Sat Jun 20, 2020, 07:52 AM
Jun 2020

The heat wave I remember was 10 (?) years ago or so? Five thousand people died in Paris, and several thousand in Chicago.

If you live in a hot, humid area, you will never have evaporative cooling on your skin, because there is too much water in the air for the air to cool it. Basically, in the south, you have to have air conditioning to survive because of the humidity. The Sun Belt population increase over the last 50 years is due to central air in nearly all businesses and homes.

I realized that when the humidity is high, the temperature doesn't cool off at night. It stays hot. I grew up in a big city in the South and we did not have central air. At the time, central air was for rich people. (1960s) They installed central air in my junior high school around 1966. I heard country people say they thought it was a luxury, but that attitude changed. Lots of times as a kid it was too hot to sleep at night. It was 85 or 90. We had a couple of inadequate window units for cooling. Attic fans act like a convection oven and cook you faster. Mom would turn bright red and she would be miserable because we didn't have enough cooling. And this was after she went through the change!

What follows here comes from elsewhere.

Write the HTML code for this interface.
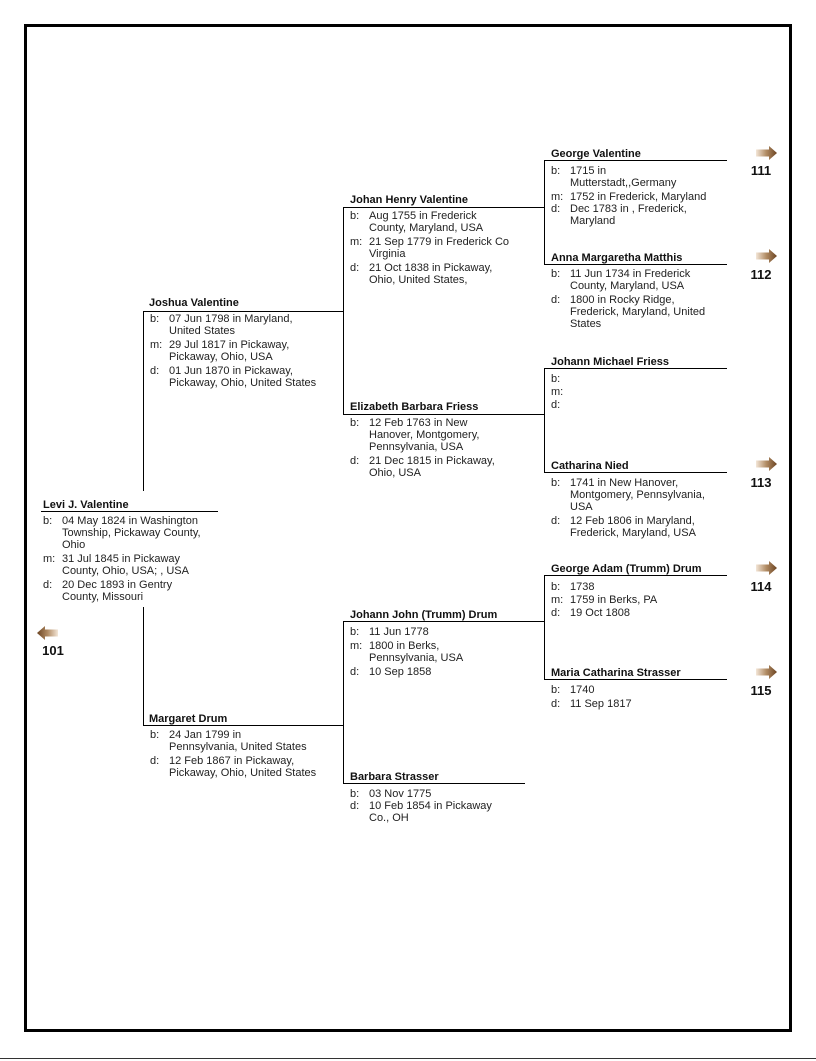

I think that maybe people have realized that if you're going to be functional in an office in the summer, you need central air in lots of places.

I found out that as far as the Gulf Coast, the humidity doesn't drop enough for cool nights in the summer until you get to Oklahoma or somewhere in West Texas. Once I was in Oklahoma City in July. It was evening and I was in a parking lot. Sun goes down, breeze starts up, and it's cool.

Dallas, 300 miles from the coast, is still too humid to be comfortable. San Antonio is less humid and higher altitude than Houston, and has more sun and less rainfall than Houston, but it's still miserable for 5 or 6 months out of the year. San Antonio has over 300 days of sunshine a year. That's why they have had 5 military bases there. So they can fly most of the time.


I got heat exhaustion once playing racquetball in an indoor, allegedly AC'd facility. Got the pounding headache and the barfs, and had to go to the ER. Learned my lesson.